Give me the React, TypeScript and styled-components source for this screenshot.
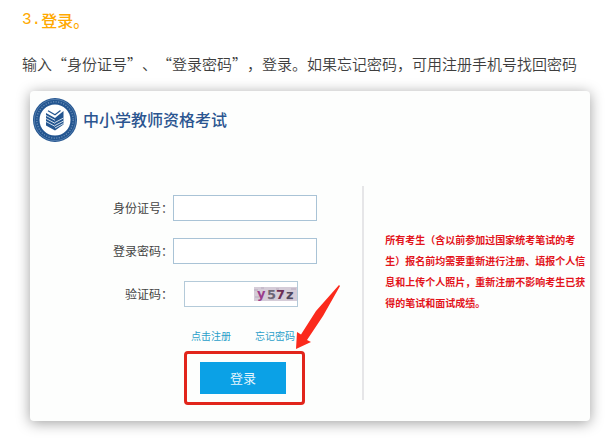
import React from "react";
import styled, { createGlobalStyle } from "styled-components";

const GlobalStyle = createGlobalStyle`
  * { box-sizing: border-box; }
  body {
    margin: 0;
    background: #fff;
    color: #3e3e3e;
    font-family: "Noto Sans CJK SC", sans-serif;
    text-spacing-trim: space-all;
  }
`;

const Article = styled.main`
  padding: 8px 22px 20px;
`;

const StepHeading = styled.h2`
  display: flex;
  margin: 0;
  font-size: 16px;
  line-height: 24px;
  font-weight: 500;
  color: #ffa900;
`;

const StepNumber = styled.span`
  font-family: "Liberation Mono", monospace;
`;

const Paragraph = styled.p`
  margin: 20px 0 15px;
  font-size: 15px;
  line-height: 24px;
  font-weight: 350;
`;

const Card = styled.section`
  margin-left: 8px;
  padding: 6px 0 21px;
  border-radius: 4px;
  background: #fdfefd;
  box-shadow: 0 2px 14px rgba(0, 0, 0, 0.38);
`;

const CardHeader = styled.header`
  display: flex;
  align-items: center;
  gap: 5px;
  padding-left: 2px;
`;

const SiteTitle = styled.h1`
  margin: 0 0 2px;
  font-size: 16px;
  line-height: 24px;
  font-weight: 500;
  color: #2b5590;
`;

const CardBody = styled.div`
  display: grid;
  grid-template-columns: 1.48fr 1fr;
  margin-top: 43px;
`;

const LoginForm = styled.form`
  display: flex;
  flex-direction: column;
  border-right: 2px solid #e6e6e8;
  padding-top: 9px;
`;

const Field = styled.div`
  display: grid;
  grid-template-columns: 143px 144px;
  align-items: center;
  margin-bottom: 17px;
`;

const Label = styled.label`
  font-size: 12px;
  line-height: 16px;
  text-align: right;
  color: #444;
`;

const TextInput = styled.input`
  width: 100%;
  height: 26px;
  padding: 2px 6px;
  border: 1px solid #a9c3d6;
  background: #fff;
  font-size: 12px;
`;

const CodeBox = styled.div`
  display: flex;
  align-items: center;
  height: 26px;
  margin: 0 19px 0 11px;
  border: 1px solid #b4cad9;
  background: #fff;
`;

const CodeInput = styled.input`
  flex: 1;
  min-width: 0;
  height: 24px;
  padding: 2px 6px;
  border: 0;
  background: transparent;
  font-size: 12px;
`;

const Captcha = styled.svg`
  flex: none;
  font-family: "DejaVu Sans", sans-serif;
  font-size: 13px;
  font-weight: 700;
`;

const Links = styled.nav`
  display: flex;
  gap: 24px;
  padding: 4px 0 0 161px;
  font-size: 10px;
  line-height: 16px;
`;

const TextLink = styled.a`
  color: #2a9fc9;
  text-decoration: none;
`;

const Highlight = styled.div`
  position: relative;
  align-self: flex-start;
  margin: 7px 0 -5px 154px;
  padding: 8px 16px 8px 13px;
  border: 3px solid #e1251b;
  border-radius: 4px;
`;

const SubmitButton = styled.button`
  display: block;
  width: 86px;
  height: 32px;
  padding: 0 0 2px;
  border: 0;
  background: #0ba1e6;
  color: #e4f5fd;
  font-family: inherit;
  font-size: 13px;
  cursor: pointer;
`;

const Arrow = styled.svg`
  position: absolute;
  right: -40px;
  bottom: 50px;
  pointer-events: none;
`;

const Notice = styled.p`
  align-self: start;
  margin: 43px 2px 0 21px;
  font-size: 10px;
  line-height: 21px;
  font-weight: 700;
  color: #e3141b;
`;

function Emblem() {
  return (
    <svg width="46" height="46" viewBox="0 0 46 46" aria-hidden="true">
      <circle cx="23" cy="23" r="22" fill="#235590" />
      <circle cx="23" cy="23" r="20.6" fill="none" stroke="#6d93bd" strokeWidth="0.6" />
      <circle cx="23" cy="23" r="18.2" fill="none" stroke="#a9c2dc" strokeWidth="1.4" strokeDasharray="1.2 1.4" opacity="0.5" />
      <circle cx="23" cy="23" r="15.5" fill="#fff" />
      <path d="M14 16l9 5 8.500-7v13.500L23 33.500l-9-5z" fill="#235590" />
      <path d="M14 18.500l9 4.800M14 21.500l9 4.800M14 24.500l9 4.800M23 25.500l8.500-4.500M23 28.500l8.500-4.500M23 31l8.500-4.500" fill="none" stroke="#e4edf5" strokeWidth="0.9" />
      <path d="M16 13.800l7 4 5.500-4.300" fill="none" stroke="#235590" strokeWidth="1.2" />
    </svg>
  );
}

export default function App() {
  return (
    <>
      <GlobalStyle />
      <Article lang="zh-CN">
        <StepHeading>
          <StepNumber>3.</StepNumber>登录。
        </StepHeading>
        <Paragraph>输入“身份证号”、“登录密码”，登录。如果忘记密码，可用注册手机号找回密码</Paragraph>
        <Card>
          <CardHeader>
            <Emblem />
            <SiteTitle>中小学教师资格考试</SiteTitle>
          </CardHeader>
          <CardBody>
            <LoginForm onSubmit={(e) => e.preventDefault()}>
              <Field>
                <Label htmlFor="id-number">身份证号：</Label>
                <TextInput id="id-number" type="text" />
              </Field>
              <Field>
                <Label htmlFor="password">登录密码：</Label>
                <TextInput id="password" type="password" />
              </Field>
              <Field>
                <Label htmlFor="code">验证码：</Label>
                <CodeBox>
                  <CodeInput id="code" type="text" />
                  <Captcha width="43" height="14" viewBox="0 0 43 14">
                    <rect width="43" height="14" fill="#d5ccd8" />
                    <path d="M0 3h4M7 1h3M15 12h5M22 2h3M33 12h6M37 2h5M1 10h4M27 7h3" stroke="#b8abbe" />
                    <text x="3" y="11" fill="#9b3d8c">y</text>
                    <text x="13" y="12" fill="#6d6676">5</text>
                    <text x="22" y="12" fill="#6d2c55">7</text>
                    <text x="32" y="12" fill="#51485f">z</text>
                  </Captcha>
                </CodeBox>
              </Field>
              <Links>
                <TextLink href="#register">点击注册</TextLink>
                <TextLink href="#forgot">忘记密码</TextLink>
              </Links>
              <Highlight>
                <SubmitButton type="submit">登录</SubmitButton>
                <Arrow width="48" height="68" viewBox="0 0 48 68" aria-hidden="true">
                  <path d="M45 1L22 27 7 50.500 3 48 2 65 17 58 13 56 29 32 46 2z" fill="#fb2a1c" />
                </Arrow>
              </Highlight>
            </LoginForm>
            <Notice>
              所有考生（含以前参加过国家统考笔试的考生）报名前均需要重新进行注册、填报个人信息和上传个人照片，重新注册不影响考生已获得的笔试和面试成绩。
            </Notice>
          </CardBody>
        </Card>
      </Article>
    </>
  );
}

########

Exercise description :: Search the preceding listing for "components" and extract every line where it is found.

Written solution ::
Give me the React, TypeScript and styled-components source for this screenshot.
import styled, { createGlobalStyle } from "styled-components";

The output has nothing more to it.